[Interface markup and scripts]
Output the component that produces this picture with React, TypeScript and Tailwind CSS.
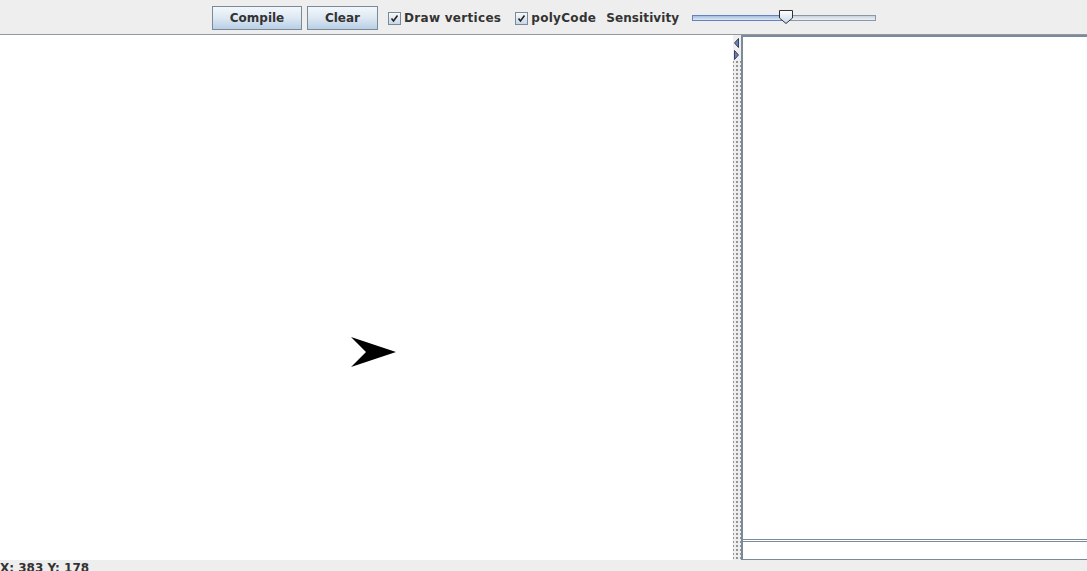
import React from 'react';

const font = { fontFamily: '"DejaVu Sans", Verdana, sans-serif' };

function MetalButton({ label, width }: { label: string; width: string }) {
  return (
    <button
      className={`${width} h-[24px] border border-[#7a8a99] bg-gradient-to-b from-[#f3f7fb] via-[#dde8f3] to-[#b8cfe5] text-[12px] font-bold text-[#333333] flex items-center justify-center`}
    >
      {label}
    </button>
  );
}

function MetalCheck({ label, className }: { label: string; className?: string }) {
  return (
    <label className={`flex items-center gap-[3px] text-[12px] font-bold text-[#333333] tracking-[0.3px] ${className ?? ''}`}>
      <span className="w-[13px] h-[13px] border border-[#7a8a99] bg-gradient-to-b from-[#f7f9fc] to-[#c8d8e8] flex items-center justify-center">
        <svg width="9" height="9" viewBox="0 0 9 9">
          <path d="M1.5 4.5 L3.5 7 L7.5 1.5" fill="none" stroke="#222" strokeWidth="1.6" />
        </svg>
      </span>
      {label}
    </label>
  );
}

function Slider() {
  return (
    <div className="relative w-[184px] h-[24px] ml-[13px] flex items-center">
      <div className="flex w-full h-[6px]">
        <div className="w-[94px] h-full border border-[#6382bf] bg-gradient-to-b from-[#a6bfe0] to-[#dde8f3]" />
        <div className="flex-1 h-full border border-[#8a99a8] border-l-0 bg-gradient-to-b from-[#c8d4e0] to-[#eef2f6]" />
      </div>
      <svg className="absolute left-[86px] top-[3px]" width="16" height="16" viewBox="0 0 16 16">
        <defs>
          <linearGradient id="thumb" x1="0" y1="0" x2="0" y2="1">
            <stop offset="0" stopColor="#ffffff" />
            <stop offset="1" stopColor="#c4d6ea" />
          </linearGradient>
        </defs>
        <path d="M1.5 1.5 H14.5 V9 L8 14.5 L1.5 9 Z" fill="url(#thumb)" stroke="#333" strokeWidth="1" />
      </svg>
    </div>
  );
}

export default function App() {
  return (
    <div className="w-[1087px] h-[571px] overflow-hidden bg-[#eeeeee] flex flex-col" style={font}>
      {/* toolbar */}
      <div className="h-[35px] shrink-0 border-b border-[#8e99a4] flex items-center pt-[2px] pl-[212px]">
        <MetalButton label="Compile" width="w-[90px]" />
        <div className="w-[5px]" />
        <MetalButton label="Clear" width="w-[71px]" />
        <MetalCheck label="Draw vertices" className="ml-[10px]" />
        <MetalCheck label="polyCode" className="ml-[14px]" />
        <span className="ml-[10px] text-[12px] font-bold text-[#333333] tracking-[0.1px]">Sensitivity</span>
        <Slider />
      </div>

      {/* main split */}
      <div className="h-[525px] shrink-0 flex">
        <div className="relative w-[733px] bg-white">
          <svg className="absolute left-0 top-0" width="733" height="525" viewBox="0 0 733 525">
            <polygon points="351,302 396,317 351,332 366,317" fill="#000" />
          </svg>
        </div>

        {/* divider */}
        <div className="w-[8px] flex flex-col bg-[#eeeeee] bg-[radial-gradient(circle,#8c8c8c_0.7px,transparent_0.8px)] bg-[length:4px_4px] bg-[position:2px_1px]">
          <svg className="mt-[2px] bg-[#eeeeee]" width="8" height="24" viewBox="0 0 8 24">
            <path d="M5.5 1.5 L5.5 10.5 L1.5 6 Z" fill="#6382bf" stroke="#223" strokeWidth="0.8" />
            <path d="M1.5 13.5 L1.5 22.5 L5.5 18 Z" fill="#6382bf" stroke="#223" strokeWidth="0.8" />
          </svg>
        </div>

        {/* right panel */}
        <div className="flex-1 flex flex-col border-l-2 border-t-2 border-[#7a8a99] bg-white">
          <div className="flex-1 bg-white" />
          <div className="h-[2px] border-t border-[#7a8a99]" />
          <div className="h-[19px] border-t border-b border-[#7a8a99] bg-white" />
        </div>
      </div>

      {/* status */}
      <div className="h-[20px] shrink-0 text-[12px] font-bold text-[#333333] leading-[15px] pt-[1px]">
        X: 383 Y: 178
      </div>
    </div>
  );
}
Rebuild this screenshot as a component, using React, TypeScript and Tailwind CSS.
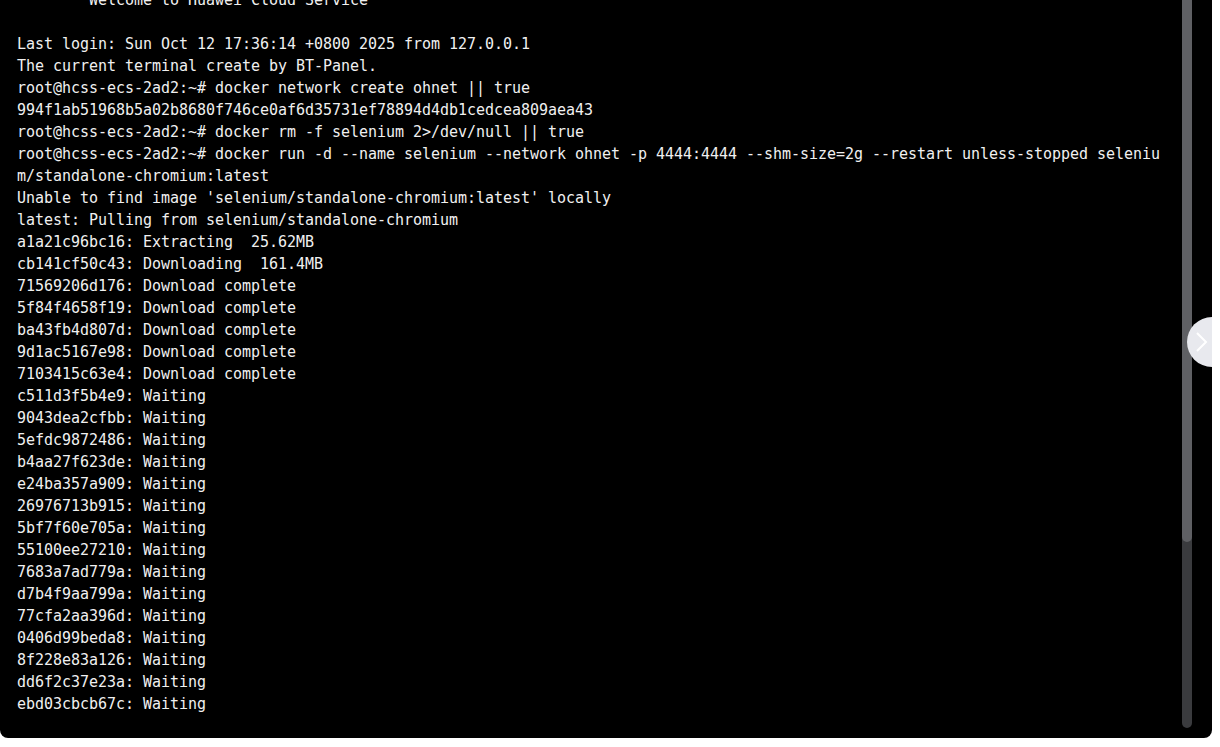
const lines = [
  "        Welcome to Huawei Cloud Service",
  "",
  "Last login: Sun Oct 12 17:36:14 +0800 2025 from 127.0.0.1",
  "The current terminal create by BT-Panel.",
  "root@hcss-ecs-2ad2:~# docker network create ohnet || true",
  "994f1ab51968b5a02b8680f746ce0af6d35731ef78894d4db1cedcea809aea43",
  "root@hcss-ecs-2ad2:~# docker rm -f selenium 2>/dev/null || true",
  "root@hcss-ecs-2ad2:~# docker run -d --name selenium --network ohnet -p 4444:4444 --shm-size=2g --restart unless-stopped seleniu",
  "m/standalone-chromium:latest",
  "Unable to find image 'selenium/standalone-chromium:latest' locally",
  "latest: Pulling from selenium/standalone-chromium",
  "a1a21c96bc16: Extracting  25.62MB",
  "cb141cf50c43: Downloading  161.4MB",
  "71569206d176: Download complete",
  "5f84f4658f19: Download complete",
  "ba43fb4d807d: Download complete",
  "9d1ac5167e98: Download complete",
  "7103415c63e4: Download complete",
  "c511d3f5b4e9: Waiting",
  "9043dea2cfbb: Waiting",
  "5efdc9872486: Waiting",
  "b4aa27f623de: Waiting",
  "e24ba357a909: Waiting",
  "26976713b915: Waiting",
  "5bf7f60e705a: Waiting",
  "55100ee27210: Waiting",
  "7683a7ad779a: Waiting",
  "d7b4f9aa799a: Waiting",
  "77cfa2aa396d: Waiting",
  "0406d99beda8: Waiting",
  "8f228e83a126: Waiting",
  "dd6f2c37e23a: Waiting",
  "ebd03cbcb67c: Waiting",
];

export default function App() {
  return (
    <div className="h-[747px] w-[1220px] overflow-hidden bg-white">
      {/* terminal window */}
      <div className="relative flex h-[738px] w-[1212px] overflow-hidden rounded-b-lg bg-black">
        {/* output, scrolled so the banner line sits half off the top */}
        <div className="flex-1 overflow-hidden pl-[17px]">
          <div
            className="-mt-[11px] flex flex-col text-[15px] leading-[22px] tracking-[-0.03px] text-[#f0f0f0]"
            style={{ fontFamily: '"DejaVu Sans Mono", "Liberation Mono", monospace' }}
          >
            {lines.map((l, i) => (
              <div key={i} className="h-[22px] whitespace-pre">
                {l}
              </div>
            ))}
          </div>
        </div>

        {/* scrollbar */}
        <div className="mr-[20px] flex h-[728px] w-[10px] flex-col overflow-hidden rounded-b-full bg-[#3a3b3e]">
          <div className="h-[542px] rounded-b-full bg-[#5f6064]" />
        </div>

        {/* side toggle */}
        <button className="absolute left-[1187px] top-[317px] flex h-[50px] w-[50px] items-start rounded-full bg-[#e8e9ee]">
          <svg width="30" height="50" viewBox="0 0 30 50" fill="none">
            <polyline points="10,16 19,25 10,34" stroke="#ffffff" strokeWidth="2" />
          </svg>
        </button>
      </div>
    </div>
  );
}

Exercise description:
Print all of the entries word for word. Omit the pictures they contain.

Task response:
Output the component that produces this picture with React, TypeScript and Tailwind CSS.
import React from 'react';

const font = { fontFamily: '"DejaVu Sans", Verdana, sans-serif' };

function MetalButton({ label, width }: { label: string; width: string }) {
  return (
    <button
      className={`${width} h-[24px] border border-[#7a8a99] bg-gradient-to-b from-[#f3f7fb] via-[#dde8f3] to-[#b8cfe5] text-[12px] font-bold text-[#333333] flex items-center justify-center`}
    >
      {label}
    </button>
  );
}

function MetalCheck({ label, className }: { label: string; className?: string }) {
  return (
    <label className={`flex items-center gap-[3px] text-[12px] font-bold text-[#333333] tracking-[0.3px] ${className ?? ''}`}>
      <span className="w-[13px] h-[13px] border border-[#7a8a99] bg-gradient-to-b from-[#f7f9fc] to-[#c8d8e8] flex items-center justify-center">
        <svg width="9" height="9" viewBox="0 0 9 9">
          <path d="M1.5 4.5 L3.5 7 L7.5 1.5" fill="none" stroke="#222" strokeWidth="1.6" />
        </svg>
      </span>
      {label}
    </label>
  );
}

function Slider() {
  return (
    <div className="relative w-[184px] h-[24px] ml-[13px] flex items-center">
      <div className="flex w-full h-[6px]">
        <div className="w-[94px] h-full border border-[#6382bf] bg-gradient-to-b from-[#a6bfe0] to-[#dde8f3]" />
        <div className="flex-1 h-full border border-[#8a99a8] border-l-0 bg-gradient-to-b from-[#c8d4e0] to-[#eef2f6]" />
      </div>
      <svg className="absolute left-[86px] top-[3px]" width="16" height="16" viewBox="0 0 16 16">
        <defs>
          <linearGradient id="thumb" x1="0" y1="0" x2="0" y2="1">
            <stop offset="0" stopColor="#ffffff" />
            <stop offset="1" stopColor="#c4d6ea" />
          </linearGradient>
        </defs>
        <path d="M1.5 1.5 H14.5 V9 L8 14.5 L1.5 9 Z" fill="url(#thumb)" stroke="#333" strokeWidth="1" />
      </svg>
    </div>
  );
}

export default function App() {
  return (
    <div className="w-[1087px] h-[571px] overflow-hidden bg-[#eeeeee] flex flex-col" style={font}>
      {/* toolbar */}
      <div className="h-[35px] shrink-0 border-b border-[#8e99a4] flex items-center pt-[2px] pl-[212px]">
        <MetalButton label="Compile" width="w-[90px]" />
        <div className="w-[5px]" />
        <MetalButton label="Clear" width="w-[71px]" />
        <MetalCheck label="Draw vertices" className="ml-[10px]" />
        <MetalCheck label="polyCode" className="ml-[14px]" />
        <span className="ml-[10px] text-[12px] font-bold text-[#333333] tracking-[0.1px]">Sensitivity</span>
        <Slider />
      </div>

      {/* main split */}
      <div className="h-[525px] shrink-0 flex">
        <div className="relative w-[733px] bg-white">
          <svg className="absolute left-0 top-0" width="733" height="525" viewBox="0 0 733 525">
            <polygon points="351,302 396,317 351,332 366,317" fill="#000" />
          </svg>
        </div>

        {/* divider */}
        <div className="w-[8px] flex flex-col bg-[#eeeeee] bg-[radial-gradient(circle,#8c8c8c_0.7px,transparent_0.8px)] bg-[length:4px_4px] bg-[position:2px_1px]">
          <svg className="mt-[2px] bg-[#eeeeee]" width="8" height="24" viewBox="0 0 8 24">
            <path d="M5.5 1.5 L5.5 10.5 L1.5 6 Z" fill="#6382bf" stroke="#223" strokeWidth="0.8" />
            <path d="M1.5 13.5 L1.5 22.5 L5.5 18 Z" fill="#6382bf" stroke="#223" strokeWidth="0.8" />
          </svg>
        </div>

        {/* right panel */}
        <div className="flex-1 flex flex-col border-l-2 border-t-2 border-[#7a8a99] bg-white">
          <div className="flex-1 bg-white" />
          <div className="h-[2px] border-t border-[#7a8a99]" />
          <div className="h-[19px] border-t border-b border-[#7a8a99] bg-white" />
        </div>
      </div>

      {/* status */}
      <div className="h-[20px] shrink-0 text-[12px] font-bold text-[#333333] leading-[15px] pt-[1px]">
        X: 383 Y: 178
      </div>
    </div>
  );
}
Rebuild this screenshot as a component, using React, TypeScript and Tailwind CSS.
const lines = [
  "        Welcome to Huawei Cloud Service",
  "",
  "Last login: Sun Oct 12 17:36:14 +0800 2025 from 127.0.0.1",
  "The current terminal create by BT-Panel.",
  "root@hcss-ecs-2ad2:~# docker network create ohnet || true",
  "994f1ab51968b5a02b8680f746ce0af6d35731ef78894d4db1cedcea809aea43",
  "root@hcss-ecs-2ad2:~# docker rm -f selenium 2>/dev/null || true",
  "root@hcss-ecs-2ad2:~# docker run -d --name selenium --network ohnet -p 4444:4444 --shm-size=2g --restart unless-stopped seleniu",
  "m/standalone-chromium:latest",
  "Unable to find image 'selenium/standalone-chromium:latest' locally",
  "latest: Pulling from selenium/standalone-chromium",
  "a1a21c96bc16: Extracting  25.62MB",
  "cb141cf50c43: Downloading  161.4MB",
  "71569206d176: Download complete",
  "5f84f4658f19: Download complete",
  "ba43fb4d807d: Download complete",
  "9d1ac5167e98: Download complete",
  "7103415c63e4: Download complete",
  "c511d3f5b4e9: Waiting",
  "9043dea2cfbb: Waiting",
  "5efdc9872486: Waiting",
  "b4aa27f623de: Waiting",
  "e24ba357a909: Waiting",
  "26976713b915: Waiting",
  "5bf7f60e705a: Waiting",
  "55100ee27210: Waiting",
  "7683a7ad779a: Waiting",
  "d7b4f9aa799a: Waiting",
  "77cfa2aa396d: Waiting",
  "0406d99beda8: Waiting",
  "8f228e83a126: Waiting",
  "dd6f2c37e23a: Waiting",
  "ebd03cbcb67c: Waiting",
];

export default function App() {
  return (
    <div className="h-[747px] w-[1220px] overflow-hidden bg-white">
      {/* terminal window */}
      <div className="relative flex h-[738px] w-[1212px] overflow-hidden rounded-b-lg bg-black">
        {/* output, scrolled so the banner line sits half off the top */}
        <div className="flex-1 overflow-hidden pl-[17px]">
          <div
            className="-mt-[11px] flex flex-col text-[15px] leading-[22px] tracking-[-0.03px] text-[#f0f0f0]"
            style={{ fontFamily: '"DejaVu Sans Mono", "Liberation Mono", monospace' }}
          >
            {lines.map((l, i) => (
              <div key={i} className="h-[22px] whitespace-pre">
                {l}
              </div>
            ))}
          </div>
        </div>

        {/* scrollbar */}
        <div className="mr-[20px] flex h-[728px] w-[10px] flex-col overflow-hidden rounded-b-full bg-[#3a3b3e]">
          <div className="h-[542px] rounded-b-full bg-[#5f6064]" />
        </div>

        {/* side toggle */}
        <button className="absolute left-[1187px] top-[317px] flex h-[50px] w-[50px] items-start rounded-full bg-[#e8e9ee]">
          <svg width="30" height="50" viewBox="0 0 30 50" fill="none">
            <polyline points="10,16 19,25 10,34" stroke="#ffffff" strokeWidth="2" />
          </svg>
        </button>
      </div>
    </div>
  );
}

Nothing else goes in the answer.